洗顔・化粧水・乳液・美容液あたりがスキンケア、ファンデーション、チーク、アイカラー、アイライナー、アイブロウ、マスカラ、リップカラー、グロス、等々がメイクアップの部分です。

メイクには流行があり、今の時代から例えば1950〜1960年代のメイクを見てみても、かなり違和感がある訳ですが、これが時代を数百年飛ぶと、もう美意識そのものの違いを認識せざるを得なくなります。ここ10年くらいの意識としては、特殊な場(イベント等)に行く時以外は基本的にナチュラルメイク志向が強く、またアイメイクとリップメイクのバランスを取るのが美しいとされています。最近の10代後半の女性の中にはアイメイクだけを濃厚にしている、私の目などから見ると異様な感じのメイクをしている人が時々いるのですが、果たして一時期のヤマンバメイクのような一時的な流れで終わるのか、あるいは少し緩和された形で今後のメイクのひとつの支線に発展していくのかは、現時点では即断できないのかも知れない気もしています。
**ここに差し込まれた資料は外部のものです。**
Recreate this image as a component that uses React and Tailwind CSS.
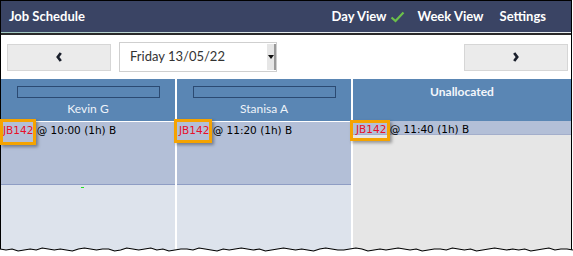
import React from "react";

const tornY = [2,3,2,4,3,2,3,1,2,3,2,3,4,2,1,2,3,2,2,4,3,1,2,3,2,1,3,2,4,3,2,2,3,1,2,3,4,2,3,2,1,2,3,2,4,3,2,1,2,3,2,3,4,2,1,2,3,3,2,1,2,4,3,2,3,2,1,2,3,2,4,3,2,2,3,1,2,3,2,4,3,2,1,2,3,2,3,2,4,3,2,1,3,2,2,3];

function Torn() {
  const pts = [];
  const step = 573 / (tornY.length - 1);
  tornY.forEach((y, i) => pts.push([Math.round(i * step * 10) / 10, y + 1]));
  const line = pts.map((p) => p.join(",")).join(" ");
  const poly = "0,12 " + line + " 573,12";
  return (
    <svg className="absolute left-0 top-[246px]" width="573" height="10" viewBox="0 0 573 10">
      <polygon points={poly} fill="#ffffff" />
      <polyline points={line} fill="none" stroke="#000" strokeWidth="1.2" />
    </svg>
  );
}

function Chevron({ dir }) {
  return (
    <svg width="6" height="10" viewBox="0 0 6 10">
      {dir === "left" ? (
        <path d="M4.8 1 L1.8 5 L4.8 9" fill="none" stroke="#1a1f2b" strokeWidth="2.7" />
      ) : (
        <path d="M1.2 1 L4.2 5 L1.2 9" fill="none" stroke="#1a1f2b" strokeWidth="2.7" />
      )}
    </svg>
  );
}

function Event({ time }) {
  return (
    <div className="pl-[2px] pt-[2px] text-[10.5px] leading-[13px] font-['DejaVu_Sans',sans-serif] text-black whitespace-nowrap">
      <span className="text-[#e8102a]">JB142</span> @ {time} (1h) B
    </div>
  );
}

export default function App() {
  return (
    <div className="w-[573px] h-[256px] bg-white relative overflow-hidden font-['Lato',sans-serif]">
      <div className="w-[572px] h-[256px] border-l border-t border-r border-black flex flex-col">
        <div className="h-[31px] bg-[#3a4464] flex items-center pl-[8px] pr-[25px] text-white text-[13px] font-bold">
          <div>Job Schedule</div>
          <div className="ml-auto flex items-center">
            <span>Day View</span>
            <svg className="ml-[3px]" width="15" height="12" viewBox="0 0 15 12">
              <path d="M1.5 6.5 L5.5 10 L13.5 1.5" fill="none" stroke="#6cc04a" strokeWidth="2.2" />
            </svg>
            <span className="ml-[13px]">Week View</span>
            <span className="ml-[16px]">Settings</span>
          </div>
        </div>
        <div className="h-px bg-gradient-to-r from-[#9fc7c0] via-[#e8eef0] to-[#e8eef0]" />
        <div className="h-[2px] bg-[#2a2a2a]" />
        <div className="h-[44px] flex items-center pl-[6px] pr-[3px]">
          <div className="w-[104px] h-[27px] bg-[#ebebeb] border border-[#d6d6d6] flex items-center justify-center">
            <Chevron dir="left" />
          </div>
          <div className="ml-[8px] w-[158px] h-[30px] border border-[#cfcfcf] bg-white flex items-center">
            <span className="pl-[10px] text-[13px] text-[#333] font-['Lato',sans-serif]">Friday 13/05/22</span>
            <div className="ml-auto h-[26px] w-[9px] bg-[#e6e6e6] border-r-2 border-[#9a9a9a] flex items-center justify-center">
              <svg width="6" height="4" viewBox="0 0 6 4"><path d="M0 0 L6 0 L3 4 Z" fill="#111" /></svg>
            </div>
          </div>
          <div className="ml-auto w-[104px] h-[27px] bg-[#ebebeb] border border-[#d6d6d6] flex items-center justify-center">
            <Chevron dir="right" />
          </div>
        </div>
        <div className="flex-1 grid grid-cols-[174px_174px_1fr] gap-x-[2px] bg-white">
          {[
            { name: "Kevin G", time: "10:00" },
            { name: "Stanisa A", time: "11:20" },
          ].map((c) => (
            <div key={c.name} className="flex flex-col">
              <div className="h-[42px] bg-[#5a86b4] flex flex-col items-center pt-[7px]">
                <div className="w-[143px] h-[12px] border border-[#2b4a72]" />
                <div className="mt-[4px] text-[12px] leading-[14px] text-[#eef3fa]">{c.name}</div>
              </div>
              <div className="h-[1px]" />
              <div className="h-[63px] bg-[#b3bfd7] border-b border-[#8e9dc4]">
                <Event time={c.time} />
              </div>
              <div className="flex-1 bg-[#dde3ec]" />
            </div>
          ))}
          <div className="flex flex-col">
            <div className="h-[42px] bg-[#5a86b4] flex justify-center pt-[6px]">
              <div className="text-[12px] leading-[14px] font-bold text-[#f3f6fb]">Unallocated</div>
            </div>
            <div className="flex-1 bg-[#e6e6e6] pt-[2px]">
              <div className="h-[14px] bg-[#b3bfd7] border-b border-[#a3aecb] pl-[1px]">
                <div className="-mt-[2px]"><Event time="11:40" /></div>
              </div>
            </div>
          </div>
        </div>
      </div>
      <div className="absolute left-[81px] top-[187px] w-[3px] h-[1px] bg-[#22e022]" />
      <div className="absolute left-0 top-[119px] w-[36px] h-[26px] border-[3px] border-[#f5a300] shadow-[2px_2px_3px_rgba(0,0,0,0.35)]" />
      <div className="absolute left-[174px] top-[119px] w-[38px] h-[24px] border-[3px] border-[#f5a300] shadow-[2px_2px_3px_rgba(0,0,0,0.35)]" />
      <div className="absolute left-[350px] top-[120px] w-[40px] h-[21px] border-[3px] border-[#f5a300] shadow-[2px_2px_3px_rgba(0,0,0,0.35)]" />
      <Torn />
    </div>
  );
}
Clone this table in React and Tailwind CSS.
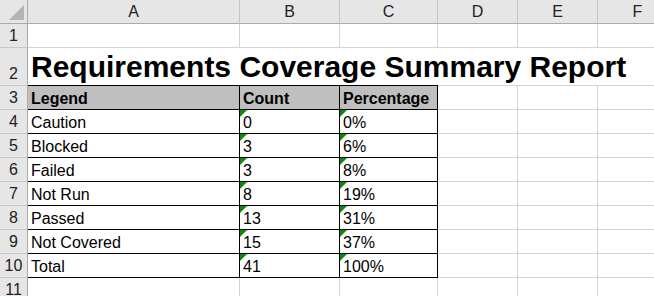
const columns = ['A', 'B', 'C', 'D', 'E', 'F'];

const rows = [
  { legend: 'Caution', count: '0', pct: '0%' },
  { legend: 'Blocked', count: '3', pct: '6%' },
  { legend: 'Failed', count: '3', pct: '8%' },
  { legend: 'Not Run', count: '8', pct: '19%' },
  { legend: 'Passed', count: '13', pct: '31%' },
  { legend: 'Not Covered', count: '15', pct: '37%' },
  { legend: 'Total', count: '41', pct: '100%' },
];

// green "number stored as text" marker
function TextFlag() {
  return (
    <svg className="absolute left-0 top-0" width="7" height="7" viewBox="0 0 7 7">
      <polygon points="0,0 7,0 0,7" fill="#0b8a0b" />
    </svg>
  );
}

function RowHead({ n }) {
  return (
    <div className="flex items-end justify-center pb-[2px] bg-[#e6e6e6] border-r border-b border-r-[#ababab] border-b-[#c6c6c6] text-[16px] leading-[18px] text-[#222]">
      {n}
    </div>
  );
}

function Blank() {
  return <div className="border-r border-b border-[#d4d4d4]" />;
}

function Cell({ children, head = false, flag = false }) {
  return (
    <div
      className={
        head
          ? 'relative flex items-end pl-[3px] pb-[1px] bg-[#bfbfbf] border-r border-b border-black font-bold text-[16px] leading-[18px] whitespace-nowrap'
          : 'relative flex items-end pl-[3px] pb-[1px] bg-white border-r border-b border-black text-[16px] leading-[18px] whitespace-nowrap'
      }
    >
      {flag && <TextFlag />}
      {children}
    </div>
  );
}

export default function App() {
  return (
    <div className="w-[654px] h-[296px] overflow-hidden bg-white text-black font-['Liberation_Sans',Arial,sans-serif]">
      <div className="grid grid-cols-[28px_212px_100px_98px_80px_80px_80px] grid-rows-[24px_24px_38px_repeat(8,24px)_24px]">
        {/* column headers */}
        <div className="relative bg-[#e6e6e6] border-r border-b border-[#ababab]">
          <svg className="absolute right-[3px] bottom-[3px]" width="15" height="15" viewBox="0 0 15 15">
            <polygon points="15,0 15,15 0,15" fill="#b4b4b4" />
          </svg>
        </div>
        {columns.map((c) => (
          <div
            key={c}
            className="flex items-center justify-center bg-[#e6e6e6] border-r border-b border-r-[#c6c6c6] border-b-[#ababab] text-[16px] text-[#222]"
          >
            {c}
          </div>
        ))}

        {/* row 1 */}
        <RowHead n={1} />
        {columns.map((c) => (
          <Blank key={c} />
        ))}

        {/* row 2 - title overflows across columns */}
        <RowHead n={2} />
        <div className="flex items-end pl-[3px] pb-[1px] border-b border-black whitespace-nowrap overflow-visible">
          <span className="text-[30px] leading-[34px] font-bold">Requirements Coverage Summary Report</span>
        </div>
        <div className="border-b border-black" />
        <div className="border-b border-black" />
        <div className="border-b border-[#d4d4d4]" />
        <div className="border-b border-[#d4d4d4]" />
        <div className="border-b border-[#d4d4d4]" />

        {/* row 3 - table header */}
        <RowHead n={3} />
        <Cell head>Legend</Cell>
        <Cell head>Count</Cell>
        <Cell head>Percentage</Cell>
        <Blank />
        <Blank />
        <Blank />

        {rows.map((r, i) => (
          <div key={r.legend} className="contents">
            <RowHead n={i + 4} />
            <Cell>{r.legend}</Cell>
            <Cell flag>{r.count}</Cell>
            <Cell flag>{r.pct}</Cell>
            <Blank />
            <Blank />
            <Blank />
          </div>
        ))}

        {/* row 11 */}
        <RowHead n={11} />
        {columns.map((c) => (
          <Blank key={c} />
        ))}
      </div>
    </div>
  );
}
「メイクの日」を提唱したJMANはメイクアップアーティストの団体ですが、この「メイクアップアーティスト」というのは、ごく最近確立してきた職業です。元々はタレントなどのメイクを担当していた人や、デパート等の化粧品売場の店頭やヘアサロンなどでお客さんにメイクをしていた人達が、独立して活動できる場が与えられるようになってきて、中にはほんとうに「見違えるような」メイクを施せるような凄い腕の人たちも出てきています。テレビの番組などで、そういう人のコーナーを作っているものもあります。

そういうのを見ている中には必ずしも大したことない気がする人もあるのですが、そんな中で私が本当に凄いと思っているのはNHKの「おしゃれ工房」などに出演した藤原美智子さん。この人のテクは、基本に忠実で、少ない道具を使いTPOに合わせた、とても美しいメイクを短時間で仕上げてしまいます。この人は著書も多数出ていますし(買う時は写真の多い本がいいです。メイクは言葉だけではなかなか分かりにくい)、講演会なども人気のようです。

さてここしばらく日米欧などではお化粧は女性だけのものになっていたのですが、最近いわゆるメトロセクシュアル(この言葉自体はベッカムあたりから出てきたもよう)といって、男性の中にもマニキュアをしたり、ファンデーションを使用する人たちが出てきています。元々化粧が女性だけのものになったのは、歴史的にはここ150年くらいの事で、本来お化粧は男女ともしていたものです。

平安時代の貴族のお化粧はご存じの方も多いでしょうし、戦国時代の武将などは万一戦いに敗れて首を切られて晒された時に、みっともない顔では恥だといって、しっかりお化粧して戦いに臨んでいたそうです。こういう場合のお化粧には、勝利祈願や魔除けの意味合いもあります。実際、世界的に見てもお祭りの時に男女とも特殊なお化粧をする所は多いです。また占いをなさる方の中には、そういう感覚が分かる方もあるかも知れませんが、お化粧が一種の結界(霊鎧の代用)になって、精神的な集中を助けてくれる場合があります。

またお化粧には実用的な意味合いもあります。もともとアイメイクというのはエジプトなどの日差しの強い地域で、目を守るために生まれたものという説もあります。プロ野球の選手などがデイゲームの時に目の下に黒いラインを入れているのと同じです。現代のアイシャドウやアイライナーにもそういう目を守る効果はありますし、また紫外線対策で化粧水や乳液・ファンデーションにUV効果のあるものを使用しておけば、強い日差しから肌を守ることができます。人間の身体の中で顔と手だけが服によって守られていないので、この部分の防御をするのは意味のあることです。